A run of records
>> begin
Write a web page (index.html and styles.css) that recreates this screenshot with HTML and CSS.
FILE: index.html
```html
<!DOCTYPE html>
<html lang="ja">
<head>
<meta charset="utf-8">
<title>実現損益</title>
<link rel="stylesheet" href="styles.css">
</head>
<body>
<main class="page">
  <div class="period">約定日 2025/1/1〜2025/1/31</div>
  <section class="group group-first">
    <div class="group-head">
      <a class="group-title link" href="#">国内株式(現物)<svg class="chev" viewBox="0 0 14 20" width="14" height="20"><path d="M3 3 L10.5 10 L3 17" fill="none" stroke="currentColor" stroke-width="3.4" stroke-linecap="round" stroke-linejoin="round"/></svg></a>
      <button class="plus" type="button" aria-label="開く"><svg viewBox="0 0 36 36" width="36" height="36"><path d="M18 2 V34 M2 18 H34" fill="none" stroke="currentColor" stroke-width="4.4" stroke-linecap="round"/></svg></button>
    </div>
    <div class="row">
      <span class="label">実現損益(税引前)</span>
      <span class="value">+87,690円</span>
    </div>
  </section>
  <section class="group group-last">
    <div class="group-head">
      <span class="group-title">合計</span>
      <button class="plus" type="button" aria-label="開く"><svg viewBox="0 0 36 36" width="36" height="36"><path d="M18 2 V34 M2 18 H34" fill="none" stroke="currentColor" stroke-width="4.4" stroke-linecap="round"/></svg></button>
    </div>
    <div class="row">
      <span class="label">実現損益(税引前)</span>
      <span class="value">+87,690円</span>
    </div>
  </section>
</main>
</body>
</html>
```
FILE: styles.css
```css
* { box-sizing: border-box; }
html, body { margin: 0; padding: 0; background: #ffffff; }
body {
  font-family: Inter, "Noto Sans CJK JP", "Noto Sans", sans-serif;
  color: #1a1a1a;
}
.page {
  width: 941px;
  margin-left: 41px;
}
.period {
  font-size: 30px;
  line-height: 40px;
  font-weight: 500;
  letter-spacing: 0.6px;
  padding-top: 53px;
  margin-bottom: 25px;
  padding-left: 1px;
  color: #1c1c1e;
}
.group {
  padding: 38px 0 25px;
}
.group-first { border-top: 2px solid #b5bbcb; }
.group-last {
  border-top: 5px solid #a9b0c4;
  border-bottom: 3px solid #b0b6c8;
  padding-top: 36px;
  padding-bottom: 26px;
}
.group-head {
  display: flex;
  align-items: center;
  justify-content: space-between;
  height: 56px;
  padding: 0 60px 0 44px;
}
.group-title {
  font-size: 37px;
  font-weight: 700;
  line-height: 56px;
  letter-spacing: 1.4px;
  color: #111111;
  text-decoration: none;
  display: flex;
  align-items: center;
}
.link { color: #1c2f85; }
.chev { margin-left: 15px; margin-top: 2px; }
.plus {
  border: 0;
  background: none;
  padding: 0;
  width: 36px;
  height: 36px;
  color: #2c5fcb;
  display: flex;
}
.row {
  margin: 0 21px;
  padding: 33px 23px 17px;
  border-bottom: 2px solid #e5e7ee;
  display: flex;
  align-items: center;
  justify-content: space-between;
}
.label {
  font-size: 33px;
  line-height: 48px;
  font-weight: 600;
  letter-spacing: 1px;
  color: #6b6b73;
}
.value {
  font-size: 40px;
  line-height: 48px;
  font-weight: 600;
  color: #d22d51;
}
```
>> end
>> begin
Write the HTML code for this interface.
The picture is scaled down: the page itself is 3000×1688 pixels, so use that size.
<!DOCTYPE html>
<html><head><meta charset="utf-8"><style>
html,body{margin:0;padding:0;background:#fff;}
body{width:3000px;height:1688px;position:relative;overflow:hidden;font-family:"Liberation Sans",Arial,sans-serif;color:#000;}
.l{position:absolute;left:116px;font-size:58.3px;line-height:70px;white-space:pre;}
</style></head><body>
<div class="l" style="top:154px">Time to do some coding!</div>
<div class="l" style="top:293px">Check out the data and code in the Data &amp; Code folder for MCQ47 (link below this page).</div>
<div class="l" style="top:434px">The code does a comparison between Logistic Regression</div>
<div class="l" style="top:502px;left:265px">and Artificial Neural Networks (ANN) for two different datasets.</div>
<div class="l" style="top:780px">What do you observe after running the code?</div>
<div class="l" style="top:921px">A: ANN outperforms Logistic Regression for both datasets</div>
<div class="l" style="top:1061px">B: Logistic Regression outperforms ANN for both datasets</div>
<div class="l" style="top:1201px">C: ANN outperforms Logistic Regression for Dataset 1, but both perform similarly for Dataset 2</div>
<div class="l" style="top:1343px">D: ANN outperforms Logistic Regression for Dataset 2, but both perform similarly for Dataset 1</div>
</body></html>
>> end
>> begin
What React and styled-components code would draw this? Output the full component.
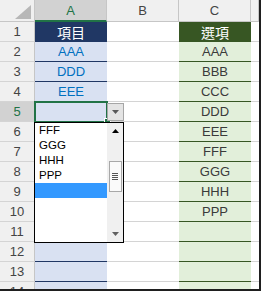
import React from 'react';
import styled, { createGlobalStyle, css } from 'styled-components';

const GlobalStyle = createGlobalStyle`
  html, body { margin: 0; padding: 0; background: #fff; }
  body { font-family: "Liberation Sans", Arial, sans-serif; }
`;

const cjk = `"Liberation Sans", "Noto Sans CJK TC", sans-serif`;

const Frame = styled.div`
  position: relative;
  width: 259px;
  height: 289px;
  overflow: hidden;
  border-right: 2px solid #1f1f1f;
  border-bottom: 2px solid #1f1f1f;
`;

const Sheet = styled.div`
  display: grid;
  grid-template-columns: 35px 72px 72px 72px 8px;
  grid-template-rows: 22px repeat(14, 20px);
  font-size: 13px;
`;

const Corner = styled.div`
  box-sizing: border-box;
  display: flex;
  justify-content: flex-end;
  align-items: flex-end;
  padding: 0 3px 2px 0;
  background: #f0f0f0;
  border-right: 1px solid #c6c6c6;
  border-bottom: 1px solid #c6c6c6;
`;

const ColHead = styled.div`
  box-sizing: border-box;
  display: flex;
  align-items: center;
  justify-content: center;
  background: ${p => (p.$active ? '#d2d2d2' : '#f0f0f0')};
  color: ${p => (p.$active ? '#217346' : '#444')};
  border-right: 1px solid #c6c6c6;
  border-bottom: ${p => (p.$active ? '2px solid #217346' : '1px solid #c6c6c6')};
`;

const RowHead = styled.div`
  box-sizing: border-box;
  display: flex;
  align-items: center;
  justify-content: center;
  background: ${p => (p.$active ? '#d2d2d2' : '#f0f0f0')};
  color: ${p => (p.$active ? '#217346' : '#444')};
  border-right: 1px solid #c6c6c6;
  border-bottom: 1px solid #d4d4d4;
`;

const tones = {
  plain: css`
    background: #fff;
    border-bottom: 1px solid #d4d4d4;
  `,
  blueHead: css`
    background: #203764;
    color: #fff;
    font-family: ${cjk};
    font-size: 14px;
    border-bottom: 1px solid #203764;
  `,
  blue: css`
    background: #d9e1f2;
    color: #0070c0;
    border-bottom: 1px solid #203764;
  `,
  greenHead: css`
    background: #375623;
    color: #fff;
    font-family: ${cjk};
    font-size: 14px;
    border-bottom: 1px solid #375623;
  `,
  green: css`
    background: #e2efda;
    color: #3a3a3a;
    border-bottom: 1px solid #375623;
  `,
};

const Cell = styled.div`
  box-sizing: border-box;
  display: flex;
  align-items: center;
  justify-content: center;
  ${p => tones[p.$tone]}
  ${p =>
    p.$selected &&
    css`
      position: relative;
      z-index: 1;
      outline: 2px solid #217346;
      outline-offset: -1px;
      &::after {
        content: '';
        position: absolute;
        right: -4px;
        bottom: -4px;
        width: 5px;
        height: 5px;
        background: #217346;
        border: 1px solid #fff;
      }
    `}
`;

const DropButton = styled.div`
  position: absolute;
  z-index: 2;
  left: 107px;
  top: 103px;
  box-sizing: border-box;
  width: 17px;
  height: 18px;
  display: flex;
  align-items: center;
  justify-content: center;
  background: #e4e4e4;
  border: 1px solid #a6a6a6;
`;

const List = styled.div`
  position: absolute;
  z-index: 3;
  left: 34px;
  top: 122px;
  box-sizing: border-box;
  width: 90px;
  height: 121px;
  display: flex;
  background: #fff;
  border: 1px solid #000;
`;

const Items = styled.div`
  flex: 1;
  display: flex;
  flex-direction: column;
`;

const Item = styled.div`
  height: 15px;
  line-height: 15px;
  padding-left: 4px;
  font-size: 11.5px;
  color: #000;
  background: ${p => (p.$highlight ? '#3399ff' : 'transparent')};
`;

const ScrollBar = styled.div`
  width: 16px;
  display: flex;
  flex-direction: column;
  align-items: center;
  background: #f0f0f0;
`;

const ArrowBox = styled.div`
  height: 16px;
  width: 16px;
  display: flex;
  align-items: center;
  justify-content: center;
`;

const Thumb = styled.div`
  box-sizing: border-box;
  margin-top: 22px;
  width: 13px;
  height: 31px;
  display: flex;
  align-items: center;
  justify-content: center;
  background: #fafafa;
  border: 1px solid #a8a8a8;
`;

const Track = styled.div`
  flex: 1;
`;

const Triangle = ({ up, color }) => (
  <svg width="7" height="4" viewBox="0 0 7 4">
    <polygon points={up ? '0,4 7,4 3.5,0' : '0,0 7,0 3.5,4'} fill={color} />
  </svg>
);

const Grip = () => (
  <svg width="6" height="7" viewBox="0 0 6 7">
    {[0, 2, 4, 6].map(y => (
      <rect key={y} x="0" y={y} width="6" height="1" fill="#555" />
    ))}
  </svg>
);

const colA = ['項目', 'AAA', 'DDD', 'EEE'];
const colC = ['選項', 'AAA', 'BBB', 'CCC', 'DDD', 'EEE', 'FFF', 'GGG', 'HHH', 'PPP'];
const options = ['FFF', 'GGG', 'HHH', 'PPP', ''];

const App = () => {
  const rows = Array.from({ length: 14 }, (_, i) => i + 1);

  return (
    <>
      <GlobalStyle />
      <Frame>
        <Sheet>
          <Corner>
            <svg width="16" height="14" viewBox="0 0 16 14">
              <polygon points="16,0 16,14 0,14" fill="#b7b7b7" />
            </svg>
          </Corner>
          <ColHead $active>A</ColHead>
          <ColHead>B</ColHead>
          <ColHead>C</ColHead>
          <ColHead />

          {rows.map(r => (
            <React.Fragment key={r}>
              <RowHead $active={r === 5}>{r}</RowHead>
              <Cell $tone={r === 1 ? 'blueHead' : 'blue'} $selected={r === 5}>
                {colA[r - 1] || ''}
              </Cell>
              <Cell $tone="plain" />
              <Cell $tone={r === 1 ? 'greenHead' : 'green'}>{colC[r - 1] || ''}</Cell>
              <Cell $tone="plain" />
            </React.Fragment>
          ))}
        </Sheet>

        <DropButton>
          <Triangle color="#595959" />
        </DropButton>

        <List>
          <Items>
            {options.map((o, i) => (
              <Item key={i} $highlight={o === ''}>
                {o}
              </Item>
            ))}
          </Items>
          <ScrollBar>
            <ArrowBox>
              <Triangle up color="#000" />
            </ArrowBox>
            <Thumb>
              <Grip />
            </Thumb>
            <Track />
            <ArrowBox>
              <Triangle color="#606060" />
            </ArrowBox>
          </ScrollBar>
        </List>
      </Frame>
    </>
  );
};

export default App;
>> end
[TASK GOAL] Look through the data and gather every line with the string "that" in it.

[ANSWER BELOW]
Write a web page (index.html and styles.css) that recreates this screenshot with HTML and CSS.
The picture is scaled down: the page itself is 3000×1688 pixels, so use that size.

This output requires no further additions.